During the show’s opening credit sequence, Newhart, as psychologist Bob Hartley, is seen leaving his offices at 430 N. Michigan Ave. and taking a geographically nutty route home. Newhart acknowledged this, saying, “If you’re a native Chicagoan, you know how dumb he (Dr. Hartley) is. He gets on the Ravenswood ‘L,’ he goes past his stop on Sheridan Road, he gets off in Evanston, where the ‘L’ is on the ground, and then he walks back 55 blocks to his apartment. Now, would you want to have that man as a psychologist? A man who misses his stop every day?”

That opening segment was the work of the late cinematographer and newsreel cameraman Bill Birch. His widow, Marjorie Fritz-Birch, is a member of the board of the historical society and says, “Bill always said Bob was a pleasure to work with … funny and collegial and a lot like the guy you saw on screen.”

That is the prevailing opinion. David Marienthal, the producer of the spectacular documentary ”Live at Mister Kelly’s,” interviewed Newhart for the film and says “He was the nicest, most generous person.” (The movie, about the most famous nightclub in the city’s history and the scene of many Newhart appearances, will be screened Tuesday at the Cultural Center).

Bob Newhart was born in Oak Park on Sept. 5, 1929, and grew up in Chicago. He was the only son of George David Newhart, part owner of a plumbing and heating-supply business, and homemaker Julia Pauline. He had three sisters — Virginia, Mary Joan and Pauline — and all the kids attended St. Catherine of Siena grammar school in Oak Park.

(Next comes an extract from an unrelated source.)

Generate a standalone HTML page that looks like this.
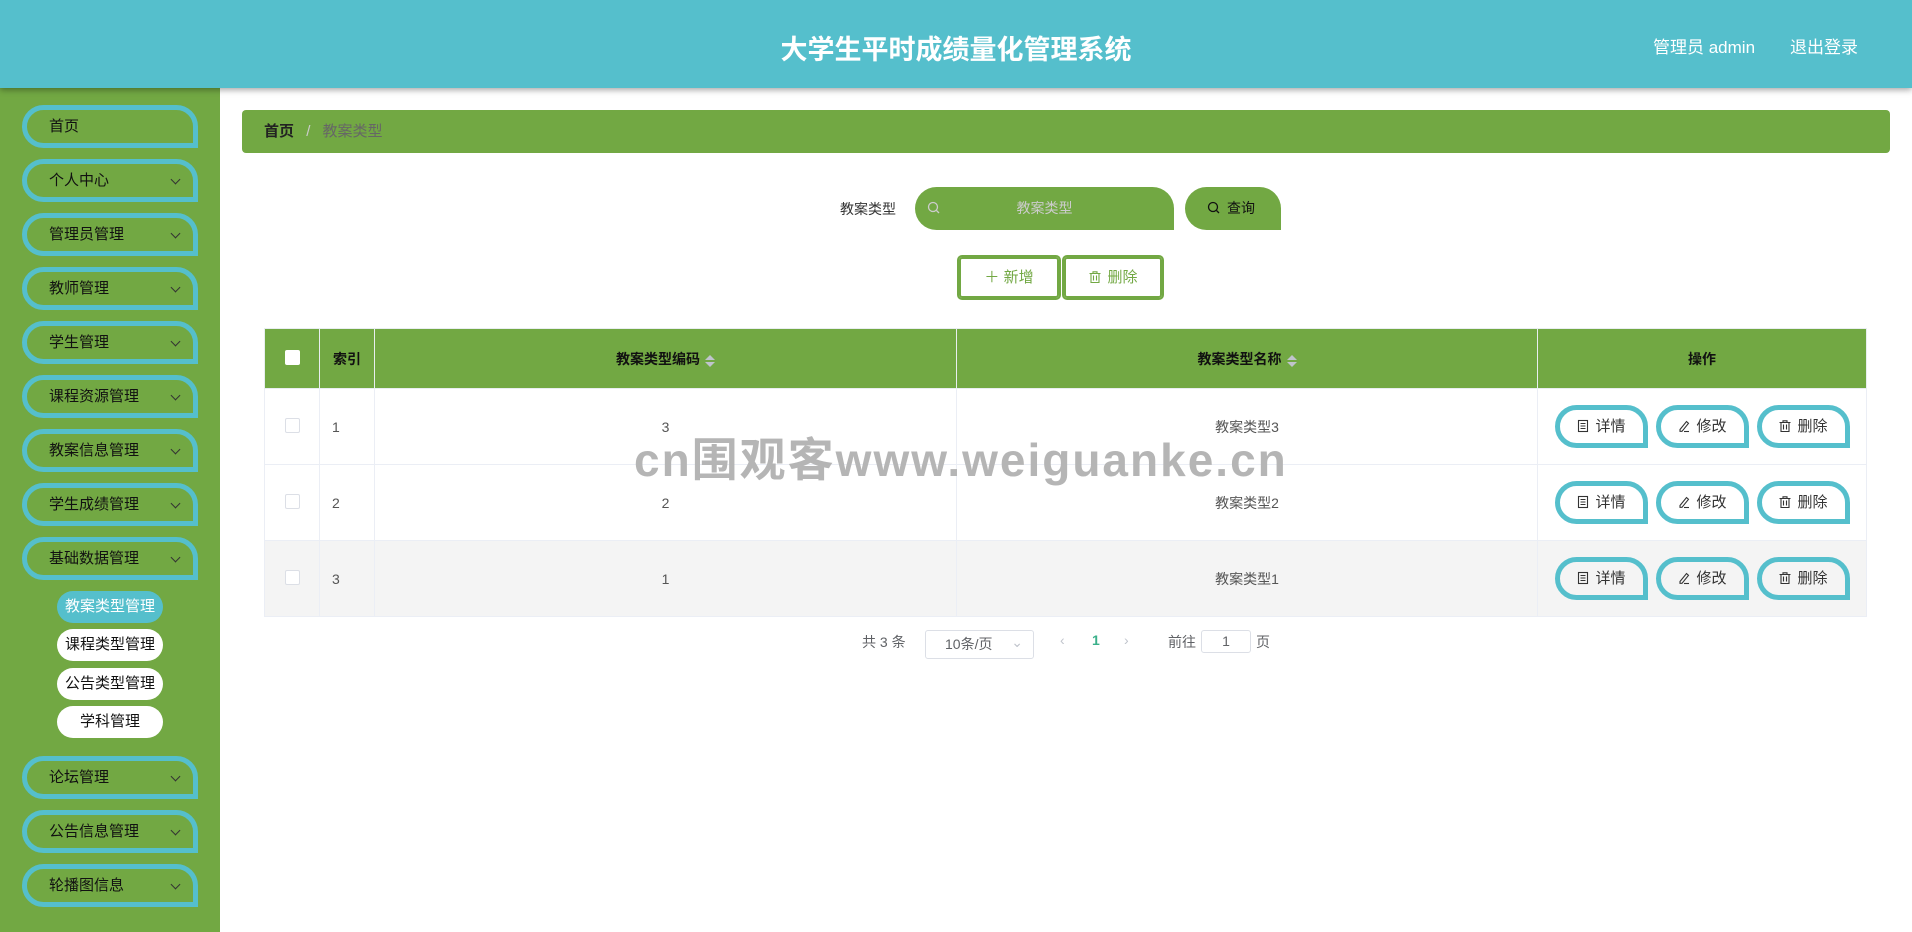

Newhart later went to St. Ignatius College Prep and graduated from Loyola University with a bachelor’s degree in business management in 1952. Drafted into the U.S. Army, he served during the Korean War as a personnel manager until he was discharged in 1954. He briefly attended Loyola University’s law school before working as an accountant.

He also worked as a clerk in the unemployment office. He became an advertising copywriter in 1958 for Fred A. Niles, a film and television producer. To kill time, he and a colleague imagined long telephone calls about crazy scenarios. They scripted a radio show which they eventually sold to 13 Midwestern stations.

Dan Sorkin, a disc jockey at a local radio station and Newhart’s friend, introduced him to the head of talent at Warner Bros. Records. The label signed him in 1959 based solely on those recordings.

Newhart recorded an album but later said, “I never thought much would come of (it), to be honest. I thought maybe 25,000 copies might sell. Then it went crazy.”

That debut album, “The Button-Down Mind of Bob Newhart,” became the first comedy album ever to hit No. 1 on the Billboard charts, selling more than 1 million copies and earning two Grammy Awards. It changed the face of modern comedy.

Few, I suppose, would argue that Newhart deserves a commemorative street sign, especially since we have so many of them. They began to arrive in December 1984 and have come at us in a steady stream since. It’s not that hard to get one. Basically, a nomination is submitted to the ward office in which the honorary sign is to be located. Aldermen then submit proposals to the City Council. Upon approval, the Department of Transportation gets an order to install a sign at the designated location and then there is a dedication ceremony.

Not everyone liked this new urban decoration. In 2000, by which time more than 800 of the brown honorary signs were in place, my former colleague Eric Zorn called in Tribune for the removal of them all, writing that they had become “goofy, small town and way out of hand.”

Newhart is more than deserving because never in the long, lively history of show business has there ever been anybody like Bob Newhart.

He was recently interviewed by Parade magazine about his career and his 59-year-long marriage to his wife Ginny. Among the things he said was this, “When I first started out in stand-up, I just remember the sound of laughter. It’s one of the great sounds of the world.”

He has also said this: “I think that what comes through in Chicago humor is affection. Even though you’re poking fun at someone or something, there’s still an affection in it.”